Cassie Giza 18’
With 35 MPH winds, freezing rain, and slippery conditions, the weather for this year’s Boston Marathon undeniably threw a curveball to the 29,978 entered participants running the 26.2 mile race from Hopkinton to John Hancock Tower. Merrimack’s very own, Amber Gustafson, was included in the pack of 25,746 runners who weathered the storm and crossed the finish line. While running, she kept in the back of her mind, “You can’t choose the day of your race.”
However, as the four month long training journey for the 21-year-old junior member of the women’s soccer team came to a close, the underlying motivation for her first entry to a marathon will unquestionably remain.

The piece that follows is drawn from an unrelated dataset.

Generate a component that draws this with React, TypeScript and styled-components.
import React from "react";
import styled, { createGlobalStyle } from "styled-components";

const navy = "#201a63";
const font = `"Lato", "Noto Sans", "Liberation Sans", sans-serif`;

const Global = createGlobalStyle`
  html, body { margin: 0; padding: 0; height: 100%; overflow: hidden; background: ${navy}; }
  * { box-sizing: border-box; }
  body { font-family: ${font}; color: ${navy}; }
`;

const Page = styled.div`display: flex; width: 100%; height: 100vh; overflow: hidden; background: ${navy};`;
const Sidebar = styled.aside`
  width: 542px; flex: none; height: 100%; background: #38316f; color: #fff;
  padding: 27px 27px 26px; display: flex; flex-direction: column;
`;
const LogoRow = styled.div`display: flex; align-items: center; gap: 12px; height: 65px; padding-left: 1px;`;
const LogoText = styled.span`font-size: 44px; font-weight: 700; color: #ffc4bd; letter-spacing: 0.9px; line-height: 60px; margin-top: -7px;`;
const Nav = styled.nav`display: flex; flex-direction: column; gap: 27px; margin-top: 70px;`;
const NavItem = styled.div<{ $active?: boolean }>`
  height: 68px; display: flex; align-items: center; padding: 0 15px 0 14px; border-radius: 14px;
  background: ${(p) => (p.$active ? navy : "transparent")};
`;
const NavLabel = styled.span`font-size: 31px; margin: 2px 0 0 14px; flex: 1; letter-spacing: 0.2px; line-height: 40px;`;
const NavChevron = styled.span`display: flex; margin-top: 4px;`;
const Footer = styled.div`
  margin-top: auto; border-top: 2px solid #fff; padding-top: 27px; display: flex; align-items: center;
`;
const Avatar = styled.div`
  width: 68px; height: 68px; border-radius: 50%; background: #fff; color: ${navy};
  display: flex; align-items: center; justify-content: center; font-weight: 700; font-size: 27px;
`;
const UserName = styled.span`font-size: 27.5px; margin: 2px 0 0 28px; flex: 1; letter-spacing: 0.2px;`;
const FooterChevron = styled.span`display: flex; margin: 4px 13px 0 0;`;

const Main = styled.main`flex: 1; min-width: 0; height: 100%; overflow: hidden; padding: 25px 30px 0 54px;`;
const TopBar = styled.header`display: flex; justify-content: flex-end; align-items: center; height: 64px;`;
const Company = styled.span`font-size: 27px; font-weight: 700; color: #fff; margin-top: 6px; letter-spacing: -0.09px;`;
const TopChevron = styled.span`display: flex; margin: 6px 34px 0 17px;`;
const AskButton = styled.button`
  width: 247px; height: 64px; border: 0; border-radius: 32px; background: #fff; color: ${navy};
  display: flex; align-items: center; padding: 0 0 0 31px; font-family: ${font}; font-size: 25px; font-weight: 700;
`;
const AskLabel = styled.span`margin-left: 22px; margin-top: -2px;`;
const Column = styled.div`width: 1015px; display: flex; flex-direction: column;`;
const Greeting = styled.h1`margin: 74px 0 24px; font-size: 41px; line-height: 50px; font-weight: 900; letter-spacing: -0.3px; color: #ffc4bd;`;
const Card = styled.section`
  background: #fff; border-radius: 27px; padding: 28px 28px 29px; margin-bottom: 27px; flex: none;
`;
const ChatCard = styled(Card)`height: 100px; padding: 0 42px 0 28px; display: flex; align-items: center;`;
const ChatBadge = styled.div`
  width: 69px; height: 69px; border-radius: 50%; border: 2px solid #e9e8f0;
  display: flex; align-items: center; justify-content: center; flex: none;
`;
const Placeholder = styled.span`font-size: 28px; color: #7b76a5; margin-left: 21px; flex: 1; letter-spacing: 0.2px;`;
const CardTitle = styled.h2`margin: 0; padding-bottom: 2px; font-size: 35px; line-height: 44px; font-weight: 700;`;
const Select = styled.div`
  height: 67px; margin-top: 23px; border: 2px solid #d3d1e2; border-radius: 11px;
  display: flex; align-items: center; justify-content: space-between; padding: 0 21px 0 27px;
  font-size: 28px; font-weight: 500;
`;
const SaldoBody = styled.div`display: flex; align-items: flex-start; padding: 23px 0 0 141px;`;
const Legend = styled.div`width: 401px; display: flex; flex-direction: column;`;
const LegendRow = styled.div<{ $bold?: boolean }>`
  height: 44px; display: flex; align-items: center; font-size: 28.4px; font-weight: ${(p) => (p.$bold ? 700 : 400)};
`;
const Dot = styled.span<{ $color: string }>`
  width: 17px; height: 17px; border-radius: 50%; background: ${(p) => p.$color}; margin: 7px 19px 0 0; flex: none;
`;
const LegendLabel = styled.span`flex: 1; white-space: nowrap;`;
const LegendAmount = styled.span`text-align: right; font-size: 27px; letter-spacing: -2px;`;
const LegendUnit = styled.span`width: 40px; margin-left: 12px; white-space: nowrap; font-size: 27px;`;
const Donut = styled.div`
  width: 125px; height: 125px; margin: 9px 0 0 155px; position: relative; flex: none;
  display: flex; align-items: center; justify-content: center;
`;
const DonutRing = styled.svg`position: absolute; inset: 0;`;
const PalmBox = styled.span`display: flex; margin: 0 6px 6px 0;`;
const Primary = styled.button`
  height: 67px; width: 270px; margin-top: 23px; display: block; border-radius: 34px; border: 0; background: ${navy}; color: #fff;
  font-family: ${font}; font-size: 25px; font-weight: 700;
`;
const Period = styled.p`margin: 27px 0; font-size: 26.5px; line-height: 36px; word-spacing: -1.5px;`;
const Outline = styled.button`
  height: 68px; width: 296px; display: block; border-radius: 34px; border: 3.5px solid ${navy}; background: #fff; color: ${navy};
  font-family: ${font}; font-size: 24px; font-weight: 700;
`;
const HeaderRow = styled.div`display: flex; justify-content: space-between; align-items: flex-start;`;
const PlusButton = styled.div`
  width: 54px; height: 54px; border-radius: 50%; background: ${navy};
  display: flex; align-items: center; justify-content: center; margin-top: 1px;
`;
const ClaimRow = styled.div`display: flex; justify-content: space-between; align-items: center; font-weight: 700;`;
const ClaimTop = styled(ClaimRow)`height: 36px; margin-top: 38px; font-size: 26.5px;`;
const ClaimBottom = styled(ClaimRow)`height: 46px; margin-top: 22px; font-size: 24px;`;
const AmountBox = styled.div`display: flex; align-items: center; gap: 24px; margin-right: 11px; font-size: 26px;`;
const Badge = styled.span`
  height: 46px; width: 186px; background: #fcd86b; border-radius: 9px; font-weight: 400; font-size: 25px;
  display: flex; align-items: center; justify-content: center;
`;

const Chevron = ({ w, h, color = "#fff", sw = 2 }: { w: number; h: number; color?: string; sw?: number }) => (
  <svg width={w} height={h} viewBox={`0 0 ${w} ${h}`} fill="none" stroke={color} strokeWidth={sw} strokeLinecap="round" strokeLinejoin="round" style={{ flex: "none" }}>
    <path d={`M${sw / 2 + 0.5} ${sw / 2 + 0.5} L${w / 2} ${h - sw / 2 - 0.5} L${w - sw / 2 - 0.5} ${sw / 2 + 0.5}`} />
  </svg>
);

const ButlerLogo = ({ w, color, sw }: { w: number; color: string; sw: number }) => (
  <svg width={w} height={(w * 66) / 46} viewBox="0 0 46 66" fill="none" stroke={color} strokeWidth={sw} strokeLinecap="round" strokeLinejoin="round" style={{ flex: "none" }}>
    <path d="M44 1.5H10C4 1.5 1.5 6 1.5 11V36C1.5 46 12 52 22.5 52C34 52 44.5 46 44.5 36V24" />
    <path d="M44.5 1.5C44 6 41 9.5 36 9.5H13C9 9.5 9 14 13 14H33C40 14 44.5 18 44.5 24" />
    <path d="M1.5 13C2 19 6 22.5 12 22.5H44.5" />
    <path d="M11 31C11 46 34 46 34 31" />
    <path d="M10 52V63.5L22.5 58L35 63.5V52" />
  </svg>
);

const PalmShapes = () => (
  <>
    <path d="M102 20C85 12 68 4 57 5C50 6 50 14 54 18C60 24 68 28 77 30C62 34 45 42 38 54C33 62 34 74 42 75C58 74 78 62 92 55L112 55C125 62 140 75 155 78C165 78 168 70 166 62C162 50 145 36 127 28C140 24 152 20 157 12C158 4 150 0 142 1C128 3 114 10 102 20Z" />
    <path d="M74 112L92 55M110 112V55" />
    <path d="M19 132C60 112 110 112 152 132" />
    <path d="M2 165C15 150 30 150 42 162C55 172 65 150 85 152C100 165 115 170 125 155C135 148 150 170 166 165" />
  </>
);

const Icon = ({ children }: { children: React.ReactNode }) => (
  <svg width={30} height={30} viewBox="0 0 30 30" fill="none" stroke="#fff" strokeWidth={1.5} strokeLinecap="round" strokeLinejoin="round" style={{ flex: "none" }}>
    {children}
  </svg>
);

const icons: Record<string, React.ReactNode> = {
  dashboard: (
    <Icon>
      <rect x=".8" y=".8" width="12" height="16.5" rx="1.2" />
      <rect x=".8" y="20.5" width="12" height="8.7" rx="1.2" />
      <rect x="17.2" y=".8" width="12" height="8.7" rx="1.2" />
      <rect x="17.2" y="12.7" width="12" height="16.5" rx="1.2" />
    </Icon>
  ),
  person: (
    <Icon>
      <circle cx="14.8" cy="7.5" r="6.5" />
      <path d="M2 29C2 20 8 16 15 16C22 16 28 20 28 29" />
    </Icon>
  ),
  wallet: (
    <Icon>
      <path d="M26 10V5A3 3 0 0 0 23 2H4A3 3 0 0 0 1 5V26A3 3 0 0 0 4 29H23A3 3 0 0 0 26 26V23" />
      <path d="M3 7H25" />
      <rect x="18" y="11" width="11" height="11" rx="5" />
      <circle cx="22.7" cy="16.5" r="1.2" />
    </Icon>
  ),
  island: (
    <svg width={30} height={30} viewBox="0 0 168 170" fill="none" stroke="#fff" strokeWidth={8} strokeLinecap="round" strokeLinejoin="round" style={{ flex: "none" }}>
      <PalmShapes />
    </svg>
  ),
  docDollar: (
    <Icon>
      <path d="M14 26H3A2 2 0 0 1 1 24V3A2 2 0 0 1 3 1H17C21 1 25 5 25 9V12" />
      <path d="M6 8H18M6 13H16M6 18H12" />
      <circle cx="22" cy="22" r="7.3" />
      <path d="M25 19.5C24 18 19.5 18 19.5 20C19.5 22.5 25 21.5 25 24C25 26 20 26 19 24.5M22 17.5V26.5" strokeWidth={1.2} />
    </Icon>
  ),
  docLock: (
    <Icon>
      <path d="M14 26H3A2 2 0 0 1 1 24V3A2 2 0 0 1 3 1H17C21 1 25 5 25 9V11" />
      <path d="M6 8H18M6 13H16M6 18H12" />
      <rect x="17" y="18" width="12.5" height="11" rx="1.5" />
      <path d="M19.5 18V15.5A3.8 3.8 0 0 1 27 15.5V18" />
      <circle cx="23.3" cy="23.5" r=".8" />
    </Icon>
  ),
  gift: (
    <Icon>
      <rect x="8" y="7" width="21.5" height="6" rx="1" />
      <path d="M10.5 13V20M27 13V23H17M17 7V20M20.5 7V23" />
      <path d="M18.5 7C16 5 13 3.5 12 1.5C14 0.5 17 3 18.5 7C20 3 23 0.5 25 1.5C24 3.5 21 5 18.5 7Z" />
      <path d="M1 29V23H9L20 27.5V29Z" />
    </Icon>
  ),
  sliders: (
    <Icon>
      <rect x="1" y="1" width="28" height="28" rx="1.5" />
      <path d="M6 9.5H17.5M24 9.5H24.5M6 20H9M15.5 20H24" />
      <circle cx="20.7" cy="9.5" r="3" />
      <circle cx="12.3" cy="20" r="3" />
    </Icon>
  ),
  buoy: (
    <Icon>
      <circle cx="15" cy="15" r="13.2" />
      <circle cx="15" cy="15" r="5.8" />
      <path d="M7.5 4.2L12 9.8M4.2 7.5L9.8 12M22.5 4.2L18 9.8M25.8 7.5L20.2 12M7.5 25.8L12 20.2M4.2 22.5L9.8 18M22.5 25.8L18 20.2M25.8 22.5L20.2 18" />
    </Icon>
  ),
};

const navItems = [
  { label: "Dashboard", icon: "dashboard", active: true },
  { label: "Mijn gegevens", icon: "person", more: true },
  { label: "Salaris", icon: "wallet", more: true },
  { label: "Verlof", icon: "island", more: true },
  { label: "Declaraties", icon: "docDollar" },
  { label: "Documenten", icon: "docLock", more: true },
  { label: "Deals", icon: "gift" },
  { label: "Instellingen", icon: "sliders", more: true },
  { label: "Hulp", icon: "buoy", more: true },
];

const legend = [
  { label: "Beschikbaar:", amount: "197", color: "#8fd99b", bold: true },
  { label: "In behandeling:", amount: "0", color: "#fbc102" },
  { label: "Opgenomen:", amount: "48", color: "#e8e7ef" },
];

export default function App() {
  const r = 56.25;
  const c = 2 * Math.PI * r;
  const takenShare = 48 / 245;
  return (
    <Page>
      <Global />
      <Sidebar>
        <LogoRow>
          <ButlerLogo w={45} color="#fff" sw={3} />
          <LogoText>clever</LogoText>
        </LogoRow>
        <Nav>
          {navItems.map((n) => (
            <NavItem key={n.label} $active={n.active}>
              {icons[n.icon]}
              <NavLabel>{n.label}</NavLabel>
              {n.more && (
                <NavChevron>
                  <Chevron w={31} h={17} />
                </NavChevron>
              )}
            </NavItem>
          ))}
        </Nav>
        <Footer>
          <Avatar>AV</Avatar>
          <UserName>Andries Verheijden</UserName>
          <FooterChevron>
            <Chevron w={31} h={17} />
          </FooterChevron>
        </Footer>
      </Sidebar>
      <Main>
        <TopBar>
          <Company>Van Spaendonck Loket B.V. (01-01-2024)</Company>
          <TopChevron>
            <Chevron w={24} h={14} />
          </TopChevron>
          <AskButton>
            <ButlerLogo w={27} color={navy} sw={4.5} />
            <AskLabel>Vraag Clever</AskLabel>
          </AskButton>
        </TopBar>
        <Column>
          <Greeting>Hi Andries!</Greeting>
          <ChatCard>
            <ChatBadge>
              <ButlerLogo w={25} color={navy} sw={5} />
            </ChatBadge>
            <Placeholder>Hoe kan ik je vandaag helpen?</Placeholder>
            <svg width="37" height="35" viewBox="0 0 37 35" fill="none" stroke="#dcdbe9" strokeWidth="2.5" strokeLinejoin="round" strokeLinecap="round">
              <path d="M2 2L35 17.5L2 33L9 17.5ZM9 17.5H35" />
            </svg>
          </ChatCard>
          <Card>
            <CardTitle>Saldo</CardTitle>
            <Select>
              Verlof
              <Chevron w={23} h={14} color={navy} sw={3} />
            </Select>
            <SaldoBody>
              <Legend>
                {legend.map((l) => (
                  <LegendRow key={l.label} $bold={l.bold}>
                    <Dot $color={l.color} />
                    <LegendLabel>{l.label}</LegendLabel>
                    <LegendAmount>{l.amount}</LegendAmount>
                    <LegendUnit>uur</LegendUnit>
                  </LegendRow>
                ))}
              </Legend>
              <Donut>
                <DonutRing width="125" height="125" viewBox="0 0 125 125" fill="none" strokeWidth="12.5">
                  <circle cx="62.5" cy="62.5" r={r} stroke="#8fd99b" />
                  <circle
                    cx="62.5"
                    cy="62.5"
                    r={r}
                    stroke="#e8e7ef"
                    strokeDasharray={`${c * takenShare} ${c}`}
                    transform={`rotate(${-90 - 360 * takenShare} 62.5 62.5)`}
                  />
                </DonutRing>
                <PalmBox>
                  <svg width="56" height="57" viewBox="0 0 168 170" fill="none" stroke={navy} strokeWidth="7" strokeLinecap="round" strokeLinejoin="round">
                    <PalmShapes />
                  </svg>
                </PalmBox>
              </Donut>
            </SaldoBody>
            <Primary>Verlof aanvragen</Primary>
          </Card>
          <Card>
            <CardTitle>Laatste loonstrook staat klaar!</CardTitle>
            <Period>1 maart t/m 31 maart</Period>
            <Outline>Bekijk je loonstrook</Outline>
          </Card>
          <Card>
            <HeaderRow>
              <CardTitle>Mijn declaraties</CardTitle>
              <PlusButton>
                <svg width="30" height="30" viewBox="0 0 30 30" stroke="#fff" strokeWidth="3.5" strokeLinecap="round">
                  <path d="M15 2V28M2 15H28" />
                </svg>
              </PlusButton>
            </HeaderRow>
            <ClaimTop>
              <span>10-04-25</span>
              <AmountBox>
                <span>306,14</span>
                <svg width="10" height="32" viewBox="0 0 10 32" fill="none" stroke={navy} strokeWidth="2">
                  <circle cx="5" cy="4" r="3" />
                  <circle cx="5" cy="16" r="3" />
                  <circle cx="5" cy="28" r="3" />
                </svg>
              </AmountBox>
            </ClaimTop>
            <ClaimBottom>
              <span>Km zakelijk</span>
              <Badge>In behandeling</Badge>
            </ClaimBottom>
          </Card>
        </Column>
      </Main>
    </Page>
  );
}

Prior to this year, Amber participated in three half-marathons and over twenty 5K’s in support of “Team Hoyt,” a non-profit organization granting young, disabled children the chance to partake in road races. This organization introduced Gustafson to Lucy, a 10 year-old girl diagnosed with FOXG1 syndrome, a neurological condition affecting brain development. Gustafson pushed Lucy in a wheelchair throughout the races, including half-marathons. The Lancaster says of her running partner, Lucy, “When I run with Lucy I feel so lucky to be part of her life that I am able to provide Lucy with an experience she otherwise wouldn’t be able to do.”
Gustafson’s developing relationship with Lucy encouraged her to enter the 2018 Boston Marathon with the purpose of raising money for an organization similar to Team Hoyt. “I ran the marathon for the Michael Lisnow Respite Center in Hopkinton, MA,” Gustafson explains. “They provide emotional and physical support for individuals with disabilities and their families. It feels unreal to know the money I raised provides daycare for a child or allows a child’s parents to go out for the night without having to worry about their child’s care. I felt so honored to run for such an incredible charity.” Although Gustafson did not push Lucy in her wheelchair for the Boston Marathon, Lucy was present in the crowd cheering her on.
Looking forward, Gustafson plans to partake in more marathons and continue her friendship and dedication to Lucy. Gustafson explains, “With this experience I taught myself I can accomplish anything…Monday was mentally and physically draining, and many of the elite runners did not finish the race. Pushing through and crossing the finish line gave me the knowledge that I can no do whatever I set my mind to.” Gustafson’s ability to balance life as a student athlete, academics, and giving back to others defines exactly what it means to work hard, and be a true member of the Merrimack College community.